SOURCE EXCERPT:
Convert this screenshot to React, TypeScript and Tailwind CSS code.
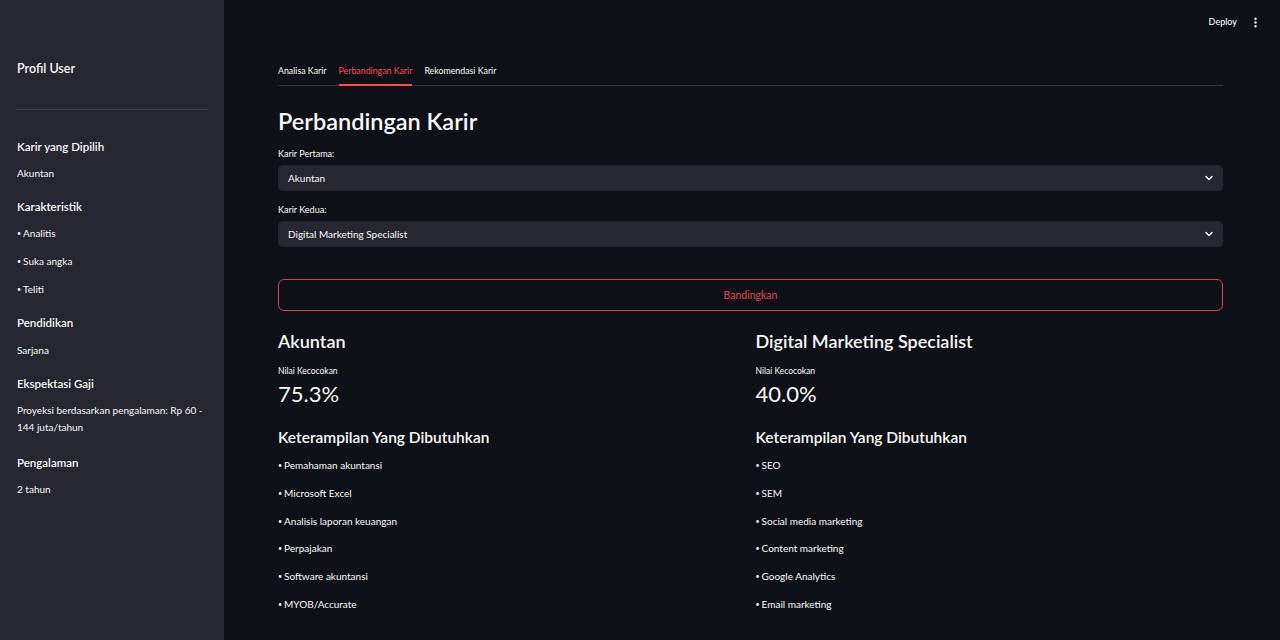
import { ChevronDown, EllipsisVertical } from "lucide-react";

const traits = ["Analitis", "Suka angka", "Teliti"];

const careers = [
  {
    name: "Akuntan",
    score: "75.3%",
    skills: [
      "Pemahaman akuntansi",
      "Microsoft Excel",
      "Analisis laporan keuangan",
      "Perpajakan",
      "Software akuntansi",
      "MYOB/Accurate",
    ],
  },
  {
    name: "Digital Marketing Specialist",
    score: "40.0%",
    skills: [
      "SEO",
      "SEM",
      "Social media marketing",
      "Content marketing",
      "Google Analytics",
      "Email marketing",
    ],
  },
];

function SideHeading({ children, className = "" }: { children: React.ReactNode; className?: string }) {
  return <div className={`pl-px text-[11.5px] leading-[16px] font-semibold ${className}`}>{children}</div>;
}

function SideText({ children, className = "" }: { children: React.ReactNode; className?: string }) {
  return <div className={`pl-px text-[10px] leading-[16px] ${className}`}>{children}</div>;
}

function Bullet({ text }: { text: string }) {
  return (
    <>
      <span className="text-[7px] align-[1px]">•</span>
      <span className="ml-[2px]">{text}</span>
    </>
  );
}

function Select({ value }: { value: string }) {
  return (
    <div className="mt-[5px] flex h-[26px] items-center justify-between rounded-[5px] bg-[#262730] pl-[10px] pr-[8px]">
      <span className="pt-px text-[10px]">{value}</span>
      <ChevronDown size={12} strokeWidth={3} className="text-[#fafafa]" />
    </div>
  );
}

export default function App() {
  return (
    <div
      className="flex h-[640px] w-[1280px] overflow-hidden bg-[#0e1117] text-[#fafafa]"
      style={{ fontFamily: "Lato, 'Noto Sans', sans-serif" }}
    >
      <aside className="w-[224px] shrink-0 bg-[#262730] px-[16px] pt-[60px]">
        <div className="pl-px text-[12.5px] leading-[18px] font-semibold">Profil User</div>
        <div className="mt-[31px] h-px bg-[#3d3f4a]" />

        <SideHeading className="mt-[29px]">Karir yang Dipilih</SideHeading>
        <SideText className="mt-[10px]">Akuntan</SideText>

        <SideHeading className="mt-[18px]">Karakteristik</SideHeading>
        {traits.map((t, i) => (
          <SideText key={t} className={i === 0 ? "mt-[10px]" : "mt-[12px]"}>
            <Bullet text={t} />
          </SideText>
        ))}

        <SideHeading className="mt-[18px]">Pendidikan</SideHeading>
        <SideText className="mt-[11px]">Sarjana</SideText>

        <SideHeading className="mt-[18px]">Ekspektasi Gaji</SideHeading>
        <div className="mt-[10px] pl-px text-[10px] leading-[17px]">
          Proyeksi berdasarkan pengalaman: Rp 60 - 144 juta/tahun
        </div>

        <SideHeading className="mt-[19px]">Pengalaman</SideHeading>
        <SideText className="mt-[10px]">2 tahun</SideText>
      </aside>

      <main className="flex min-w-0 flex-1 flex-col">
        <header className="flex h-[42px] items-center justify-end gap-[12px] pr-[18px] pt-[2px]">
          <span className="text-[9px] font-medium">Deploy</span>
          <EllipsisVertical size={13} strokeWidth={2.5} />
        </header>

        <div className="pl-[54px] pr-[57px] pt-[15px]">
          <div className="flex gap-[12px] border-b border-[#31333f] text-[8.8px]">
            <div className="-mb-px flex h-[29px] items-center pb-[2px]">Analisa Karir</div>
            <div className="-mb-px flex h-[29px] items-center border-b-2 border-[#ff4b4b] text-[#ff4b4b]">
              Perbandingan Karir
            </div>
            <div className="-mb-px flex h-[29px] items-center pb-[2px]">Rekomendasi Karir</div>
          </div>

          <h2 className="mt-[19px] text-[23.5px] leading-[32px] font-semibold">Perbandingan Karir</h2>

          <div className="mt-[11px] text-[9px] leading-[12px]">Karir Pertama:</div>
          <Select value="Akuntan" />

          <div className="mt-[13px] text-[9px] leading-[12px]">Karir Kedua:</div>
          <Select value="Digital Marketing Specialist" />

          <button className="mt-[32px] flex h-[32px] w-full items-center justify-center rounded-[6px] border border-[#d8414f] pt-px text-[10.5px] text-[#e4464f]">
            Bandingkan
          </button>

          <div className="mt-[18px] grid grid-cols-2 gap-[10px]">
            {careers.map((c) => (
              <div key={c.name}>
                <h3 className="text-[18px] leading-[24px] font-semibold">{c.name}</h3>
                <div className="mt-[12px] text-[8.5px] leading-[12px]">Nilai Kecocokan</div>
                <div className="mt-[2px] text-[22px] leading-[30px]">{c.score}</div>
                <h4 className="mt-[17px] text-[15.5px] leading-[22px] font-semibold">
                  Keterampilan Yang Dibutuhkan
                </h4>
                <ul className="mt-[9px] flex flex-col gap-[11.8px]">
                  {c.skills.map((s) => (
                    <li key={s} className="text-[10px] leading-[16px]">
                      <Bullet text={s} />
                    </li>
                  ))}
                </ul>
              </div>
            ))}
          </div>
        </div>
      </main>
    </div>
  );
}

DIRECTIONS: Write out the full listing verbatim, excluding its pictures.

COMPLETE RESPONSE:
Convert this screenshot to React, TypeScript and Tailwind CSS code.
import { ChevronDown, EllipsisVertical } from "lucide-react";

const traits = ["Analitis", "Suka angka", "Teliti"];

const careers = [
  {
    name: "Akuntan",
    score: "75.3%",
    skills: [
      "Pemahaman akuntansi",
      "Microsoft Excel",
      "Analisis laporan keuangan",
      "Perpajakan",
      "Software akuntansi",
      "MYOB/Accurate",
    ],
  },
  {
    name: "Digital Marketing Specialist",
    score: "40.0%",
    skills: [
      "SEO",
      "SEM",
      "Social media marketing",
      "Content marketing",
      "Google Analytics",
      "Email marketing",
    ],
  },
];

function SideHeading({ children, className = "" }: { children: React.ReactNode; className?: string }) {
  return <div className={`pl-px text-[11.5px] leading-[16px] font-semibold ${className}`}>{children}</div>;
}

function SideText({ children, className = "" }: { children: React.ReactNode; className?: string }) {
  return <div className={`pl-px text-[10px] leading-[16px] ${className}`}>{children}</div>;
}

function Bullet({ text }: { text: string }) {
  return (
    <>
      <span className="text-[7px] align-[1px]">•</span>
      <span className="ml-[2px]">{text}</span>
    </>
  );
}

function Select({ value }: { value: string }) {
  return (
    <div className="mt-[5px] flex h-[26px] items-center justify-between rounded-[5px] bg-[#262730] pl-[10px] pr-[8px]">
      <span className="pt-px text-[10px]">{value}</span>
      <ChevronDown size={12} strokeWidth={3} className="text-[#fafafa]" />
    </div>
  );
}

export default function App() {
  return (
    <div
      className="flex h-[640px] w-[1280px] overflow-hidden bg-[#0e1117] text-[#fafafa]"
      style={{ fontFamily: "Lato, 'Noto Sans', sans-serif" }}
    >
      <aside className="w-[224px] shrink-0 bg-[#262730] px-[16px] pt-[60px]">
        <div className="pl-px text-[12.5px] leading-[18px] font-semibold">Profil User</div>
        <div className="mt-[31px] h-px bg-[#3d3f4a]" />

        <SideHeading className="mt-[29px]">Karir yang Dipilih</SideHeading>
        <SideText className="mt-[10px]">Akuntan</SideText>

        <SideHeading className="mt-[18px]">Karakteristik</SideHeading>
        {traits.map((t, i) => (
          <SideText key={t} className={i === 0 ? "mt-[10px]" : "mt-[12px]"}>
            <Bullet text={t} />
          </SideText>
        ))}

        <SideHeading className="mt-[18px]">Pendidikan</SideHeading>
        <SideText className="mt-[11px]">Sarjana</SideText>

        <SideHeading className="mt-[18px]">Ekspektasi Gaji</SideHeading>
        <div className="mt-[10px] pl-px text-[10px] leading-[17px]">
          Proyeksi berdasarkan pengalaman: Rp 60 - 144 juta/tahun
        </div>

        <SideHeading className="mt-[19px]">Pengalaman</SideHeading>
        <SideText className="mt-[10px]">2 tahun</SideText>
      </aside>

      <main className="flex min-w-0 flex-1 flex-col">
        <header className="flex h-[42px] items-center justify-end gap-[12px] pr-[18px] pt-[2px]">
          <span className="text-[9px] font-medium">Deploy</span>
          <EllipsisVertical size={13} strokeWidth={2.5} />
        </header>

        <div className="pl-[54px] pr-[57px] pt-[15px]">
          <div className="flex gap-[12px] border-b border-[#31333f] text-[8.8px]">
            <div className="-mb-px flex h-[29px] items-center pb-[2px]">Analisa Karir</div>
            <div className="-mb-px flex h-[29px] items-center border-b-2 border-[#ff4b4b] text-[#ff4b4b]">
              Perbandingan Karir
            </div>
            <div className="-mb-px flex h-[29px] items-center pb-[2px]">Rekomendasi Karir</div>
          </div>

          <h2 className="mt-[19px] text-[23.5px] leading-[32px] font-semibold">Perbandingan Karir</h2>

          <div className="mt-[11px] text-[9px] leading-[12px]">Karir Pertama:</div>
          <Select value="Akuntan" />

          <div className="mt-[13px] text-[9px] leading-[12px]">Karir Kedua:</div>
          <Select value="Digital Marketing Specialist" />

          <button className="mt-[32px] flex h-[32px] w-full items-center justify-center rounded-[6px] border border-[#d8414f] pt-px text-[10.5px] text-[#e4464f]">
            Bandingkan
          </button>

          <div className="mt-[18px] grid grid-cols-2 gap-[10px]">
            {careers.map((c) => (
              <div key={c.name}>
                <h3 className="text-[18px] leading-[24px] font-semibold">{c.name}</h3>
                <div className="mt-[12px] text-[8.5px] leading-[12px]">Nilai Kecocokan</div>
                <div className="mt-[2px] text-[22px] leading-[30px]">{c.score}</div>
                <h4 className="mt-[17px] text-[15.5px] leading-[22px] font-semibold">
                  Keterampilan Yang Dibutuhkan
                </h4>
                <ul className="mt-[9px] flex flex-col gap-[11.8px]">
                  {c.skills.map((s) => (
                    <li key={s} className="text-[10px] leading-[16px]">
                      <Bullet text={s} />
                    </li>
                  ))}
                </ul>
              </div>
            ))}
          </div>
        </div>
      </main>
    </div>
  );
}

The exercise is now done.